Fiche du document numéro 12939

Num
12939
Date
Thursday April 7, 1994
Amj
Taille
86639
Titre
Key facts about Rwanda
Cote
lba0000020011120dq4700xog
Source
Type
Dépêche d'agence
Langue
EN
Citation
KIGALI, April 7 (Reuter) - These are the key facts about Rwanda, the central African state whose President Juvenal Habyarimana was killed along with the president of neighbouring Burundi in a rocket attack on their plane:

POPULATION: An estimated eight million. The largest tribe is the Hutu, a Bantu people who account for an estimated 85 percent of the population. The Tutsi make up about 14 percent and there are small numbers of Twa.

RELIGION: About 40 percent are Roman Catholics, and there are smaller numbers who belong to other Christian churches. About half the population holds traditional beliefs. There are also small numbers of Baha'is and Moslems.

AREA: 26,338 square km (10,169 square miles). Rwanda is bordered by Burundi to the south, Zaire to the west across Lake Kivu, Uganda to the north and Tanzania to the east.

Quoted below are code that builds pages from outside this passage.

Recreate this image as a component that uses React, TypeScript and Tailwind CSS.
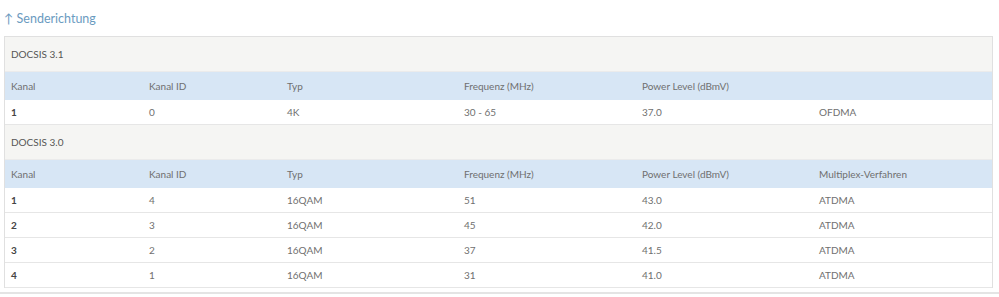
const cols = "grid grid-cols-[138px_138px_177px_178px_177px_1fr] px-[6px]";

type Row = { kanal: string; id: string; typ: string; freq: string; power: string; mod: string };

const d31: Row[] = [{ kanal: "1", id: "0", typ: "4K", freq: "30 - 65", power: "37.0", mod: "OFDMA" }];

const d30: Row[] = [
  { kanal: "1", id: "4", typ: "16QAM", freq: "51", power: "43.0", mod: "ATDMA" },
  { kanal: "2", id: "3", typ: "16QAM", freq: "45", power: "42.0", mod: "ATDMA" },
  { kanal: "3", id: "2", typ: "16QAM", freq: "37", power: "41.5", mod: "ATDMA" },
  { kanal: "4", id: "1", typ: "16QAM", freq: "31", power: "41.0", mod: "ATDMA" },
];

function Section({ title, rows, lastHeader }: { title: string; rows: Row[]; lastHeader: string }) {
  return (
    <div>
      <div className="h-[35px] flex items-center px-[6px] bg-[#f5f5f3] border-b border-[#ebebeb] text-[#555]">{title}</div>
      <div className={`${cols} h-[28px] items-center bg-[#d7e6f5]`}>
        <div>Kanal</div>
        <div>Kanal ID</div>
        <div>Typ</div>
        <div>Frequenz (MHz)</div>
        <div>Power Level (dBmV)</div>
        <div>{lastHeader}</div>
      </div>
      {rows.map((r) => (
        <div key={r.kanal} className={`${cols} h-[25px] items-center border-b border-[#e6e6e6] bg-white`}>
          <div className="font-bold text-[#444]">{r.kanal}</div>
          <div>{r.id}</div>
          <div>{r.typ}</div>
          <div>{r.freq}</div>
          <div>{r.power}</div>
          <div>{r.mod}</div>
        </div>
      ))}
    </div>
  );
}

export default function App() {
  return (
    <div className="w-[999px] h-[297px] bg-white text-[10px] text-[#6f6f6f] font-['Lato',sans-serif] overflow-hidden">
      <div className="pl-[4px] pt-[10px] h-[36px] text-[12.5px] text-[#6b9bbf]">↑ Senderichtung</div>
      <div className="ml-[4px] w-[989px] border border-[#e0e0e0] border-b-0">
        <Section title="DOCSIS 3.1" rows={d31} lastHeader="" />
        <Section title="DOCSIS 3.0" rows={d30} lastHeader="Multiplex-Verfahren" />
      </div>
      <div className="mt-[4px] h-[2px] bg-[#e4e4e4]" />
    </div>
  );
}
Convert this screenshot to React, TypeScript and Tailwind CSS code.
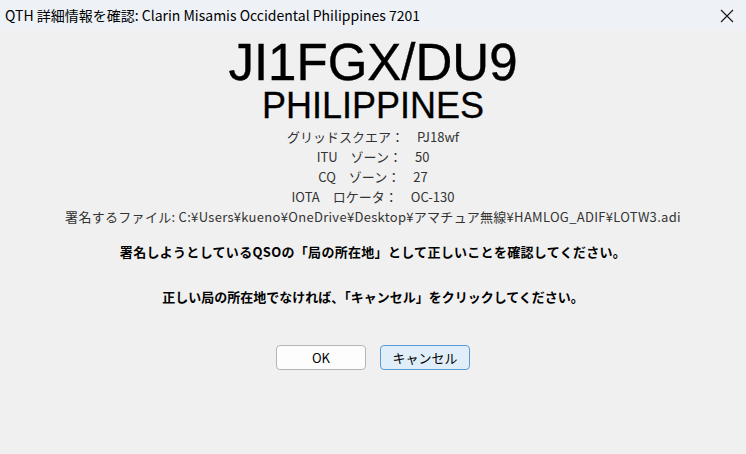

CAPITAL: Kigali, population about 120,000. The percentage of population living in towns or cities has grown in recent years but remained a comparatively low eight percent in 1991, according to the World Bank. Most Rwandans live in the countryside where they have small farms in one of the most densely populated countries on earth, with an estimated 304 people per square km.

ARMED FORCES: The army has 5,200 men in one commando battalion, one reconnaissance company, eight infantry companies and one engineering company. The 200-man air force has two combat aircraft and no armed helicopters. There is no navy. There is also a 1,200-man gendarmerie and a French force consisting of 400 men in two infantry companies. (Source: The International Institute for Strategic Studies).

ECONOMY: Rwanda is one of the world's poorest countries with per capita income estimated by the World Bank at $270 a year in 1991. Most people are subsistence farmers. Average annual rainfall of 785mm (31 inches) is barely sufficient for agriculture but two wet seasons make two crops possible. The major cash crop is coffee, which accounts for about 80 percent of export earnings. Other key crops are bananas, sweet potatoes, cassava, beans, sorghum, rice, maize and peas. Total GDP in 1991 was $1.5 billion, with agriculture accounting for $812 million, or about 54 percent. Rwanda and the International Monetary Fund announced a structural adjustment programme in 1990, but implementation was hindered by a rebel invasion.

HISTORY: A rebel invasion from Uganda in 1990 by the Rwanda Patriotic Front (RPF) with a force of an estimated 10,000 guerrillas, predominantly of the minority but formerly ruling Tutsi tribe, plunged Rwanda into turmoil. The invaders, who at one point reached Kigali before being repulsed by government troops, ended two decades of political stability. Rwanda had been famed among tourists for its rare mountain gorillas and called itself the Switzerland of Africa. But this image was shattered by the fierce, predominantly tribal fighting. The war killed thousands of people and uprooted close to a million.

The invasion did prompt movement towards political reform by President Habyarimana, who took power in a coup in 1973. A peace treaty was signed by Habyarimana and RPF leader Alex Kanyarengwe in the northern Tanzanian town of Arusha in August of last year. But the Tutsi-dominated RPF rebels blamed Habyarimana for repeated delays in forming a new government and parliament to end the civil war.

The hostilities between the two tribes are nothing new. The majority Hutu ended Tutsi dominance of the country in a bloody rebellion in 1959, three years before independence from Belgium. That year and over the next 15 years, tens of thousands of Tutsis fled to neighbouring countries, mostly Uganda. At least 100,000 people were killed in the fighting.